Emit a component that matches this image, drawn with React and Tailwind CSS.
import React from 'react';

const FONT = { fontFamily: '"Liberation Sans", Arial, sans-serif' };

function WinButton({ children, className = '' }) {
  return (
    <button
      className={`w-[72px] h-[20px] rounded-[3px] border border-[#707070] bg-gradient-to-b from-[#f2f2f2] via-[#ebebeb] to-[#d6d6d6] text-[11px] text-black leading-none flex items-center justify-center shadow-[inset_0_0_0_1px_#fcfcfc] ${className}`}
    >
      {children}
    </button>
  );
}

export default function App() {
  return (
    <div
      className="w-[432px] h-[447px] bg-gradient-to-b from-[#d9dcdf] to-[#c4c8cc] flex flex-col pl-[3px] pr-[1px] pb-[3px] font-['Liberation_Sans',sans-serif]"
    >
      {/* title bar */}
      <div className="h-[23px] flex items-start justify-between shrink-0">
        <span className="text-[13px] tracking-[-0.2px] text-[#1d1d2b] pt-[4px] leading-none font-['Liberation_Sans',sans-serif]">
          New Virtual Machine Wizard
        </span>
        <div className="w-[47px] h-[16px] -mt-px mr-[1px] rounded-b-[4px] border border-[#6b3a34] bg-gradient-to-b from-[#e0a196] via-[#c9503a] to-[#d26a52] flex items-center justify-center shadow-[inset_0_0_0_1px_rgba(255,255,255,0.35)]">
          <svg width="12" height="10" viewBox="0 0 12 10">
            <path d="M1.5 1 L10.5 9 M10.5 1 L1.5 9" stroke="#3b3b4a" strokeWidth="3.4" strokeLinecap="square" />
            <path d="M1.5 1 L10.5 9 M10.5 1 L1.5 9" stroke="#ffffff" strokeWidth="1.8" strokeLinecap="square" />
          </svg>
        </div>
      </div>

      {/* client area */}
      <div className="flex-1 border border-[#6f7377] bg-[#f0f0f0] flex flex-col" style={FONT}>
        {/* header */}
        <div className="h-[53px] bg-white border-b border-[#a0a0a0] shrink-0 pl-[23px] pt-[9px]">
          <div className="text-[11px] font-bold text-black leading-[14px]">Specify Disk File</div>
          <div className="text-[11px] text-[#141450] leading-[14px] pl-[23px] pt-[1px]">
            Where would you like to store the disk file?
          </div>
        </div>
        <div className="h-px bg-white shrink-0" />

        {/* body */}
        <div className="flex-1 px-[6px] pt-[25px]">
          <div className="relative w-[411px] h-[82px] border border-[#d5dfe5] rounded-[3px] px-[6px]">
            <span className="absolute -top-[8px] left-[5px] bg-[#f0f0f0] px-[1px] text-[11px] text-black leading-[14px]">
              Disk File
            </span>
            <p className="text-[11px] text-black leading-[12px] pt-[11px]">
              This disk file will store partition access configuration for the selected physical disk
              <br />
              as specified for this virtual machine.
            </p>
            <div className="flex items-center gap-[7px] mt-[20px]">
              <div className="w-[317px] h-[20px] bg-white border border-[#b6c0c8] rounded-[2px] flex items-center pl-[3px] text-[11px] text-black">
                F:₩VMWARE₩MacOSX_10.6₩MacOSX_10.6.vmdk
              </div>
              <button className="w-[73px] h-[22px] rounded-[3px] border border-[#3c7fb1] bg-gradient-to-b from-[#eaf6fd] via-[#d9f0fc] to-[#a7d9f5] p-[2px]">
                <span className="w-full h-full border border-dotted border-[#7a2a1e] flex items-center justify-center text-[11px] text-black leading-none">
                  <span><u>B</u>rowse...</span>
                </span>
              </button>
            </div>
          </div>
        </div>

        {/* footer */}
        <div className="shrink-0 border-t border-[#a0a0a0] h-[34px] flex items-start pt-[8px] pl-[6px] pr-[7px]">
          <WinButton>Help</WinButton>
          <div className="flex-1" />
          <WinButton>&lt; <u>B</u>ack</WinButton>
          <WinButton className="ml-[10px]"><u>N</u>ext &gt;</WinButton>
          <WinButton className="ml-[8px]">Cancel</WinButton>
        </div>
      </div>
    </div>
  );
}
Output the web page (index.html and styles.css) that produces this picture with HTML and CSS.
.....
What is being asked.
Write out the material exactly as given.

Answer to this exercise.
Emit a component that matches this image, drawn with React and Tailwind CSS.
import React from 'react';

const FONT = { fontFamily: '"Liberation Sans", Arial, sans-serif' };

function WinButton({ children, className = '' }) {
  return (
    <button
      className={`w-[72px] h-[20px] rounded-[3px] border border-[#707070] bg-gradient-to-b from-[#f2f2f2] via-[#ebebeb] to-[#d6d6d6] text-[11px] text-black leading-none flex items-center justify-center shadow-[inset_0_0_0_1px_#fcfcfc] ${className}`}
    >
      {children}
    </button>
  );
}

export default function App() {
  return (
    <div
      className="w-[432px] h-[447px] bg-gradient-to-b from-[#d9dcdf] to-[#c4c8cc] flex flex-col pl-[3px] pr-[1px] pb-[3px] font-['Liberation_Sans',sans-serif]"
    >
      {/* title bar */}
      <div className="h-[23px] flex items-start justify-between shrink-0">
        <span className="text-[13px] tracking-[-0.2px] text-[#1d1d2b] pt-[4px] leading-none font-['Liberation_Sans',sans-serif]">
          New Virtual Machine Wizard
        </span>
        <div className="w-[47px] h-[16px] -mt-px mr-[1px] rounded-b-[4px] border border-[#6b3a34] bg-gradient-to-b from-[#e0a196] via-[#c9503a] to-[#d26a52] flex items-center justify-center shadow-[inset_0_0_0_1px_rgba(255,255,255,0.35)]">
          <svg width="12" height="10" viewBox="0 0 12 10">
            <path d="M1.5 1 L10.5 9 M10.5 1 L1.5 9" stroke="#3b3b4a" strokeWidth="3.4" strokeLinecap="square" />
            <path d="M1.5 1 L10.5 9 M10.5 1 L1.5 9" stroke="#ffffff" strokeWidth="1.8" strokeLinecap="square" />
          </svg>
        </div>
      </div>

      {/* client area */}
      <div className="flex-1 border border-[#6f7377] bg-[#f0f0f0] flex flex-col" style={FONT}>
        {/* header */}
        <div className="h-[53px] bg-white border-b border-[#a0a0a0] shrink-0 pl-[23px] pt-[9px]">
          <div className="text-[11px] font-bold text-black leading-[14px]">Specify Disk File</div>
          <div className="text-[11px] text-[#141450] leading-[14px] pl-[23px] pt-[1px]">
            Where would you like to store the disk file?
          </div>
        </div>
        <div className="h-px bg-white shrink-0" />

        {/* body */}
        <div className="flex-1 px-[6px] pt-[25px]">
          <div className="relative w-[411px] h-[82px] border border-[#d5dfe5] rounded-[3px] px-[6px]">
            <span className="absolute -top-[8px] left-[5px] bg-[#f0f0f0] px-[1px] text-[11px] text-black leading-[14px]">
              Disk File
            </span>
            <p className="text-[11px] text-black leading-[12px] pt-[11px]">
              This disk file will store partition access configuration for the selected physical disk
              <br />
              as specified for this virtual machine.
            </p>
            <div className="flex items-center gap-[7px] mt-[20px]">
              <div className="w-[317px] h-[20px] bg-white border border-[#b6c0c8] rounded-[2px] flex items-center pl-[3px] text-[11px] text-black">
                F:₩VMWARE₩MacOSX_10.6₩MacOSX_10.6.vmdk
              </div>
              <button className="w-[73px] h-[22px] rounded-[3px] border border-[#3c7fb1] bg-gradient-to-b from-[#eaf6fd] via-[#d9f0fc] to-[#a7d9f5] p-[2px]">
                <span className="w-full h-full border border-dotted border-[#7a2a1e] flex items-center justify-center text-[11px] text-black leading-none">
                  <span><u>B</u>rowse...</span>
                </span>
              </button>
            </div>
          </div>
        </div>

        {/* footer */}
        <div className="shrink-0 border-t border-[#a0a0a0] h-[34px] flex items-start pt-[8px] pl-[6px] pr-[7px]">
          <WinButton>Help</WinButton>
          <div className="flex-1" />
          <WinButton>&lt; <u>B</u>ack</WinButton>
          <WinButton className="ml-[10px]"><u>N</u>ext &gt;</WinButton>
          <WinButton className="ml-[8px]">Cancel</WinButton>
        </div>
      </div>
    </div>
  );
}
Output the web page (index.html and styles.css) that produces this picture with HTML and CSS.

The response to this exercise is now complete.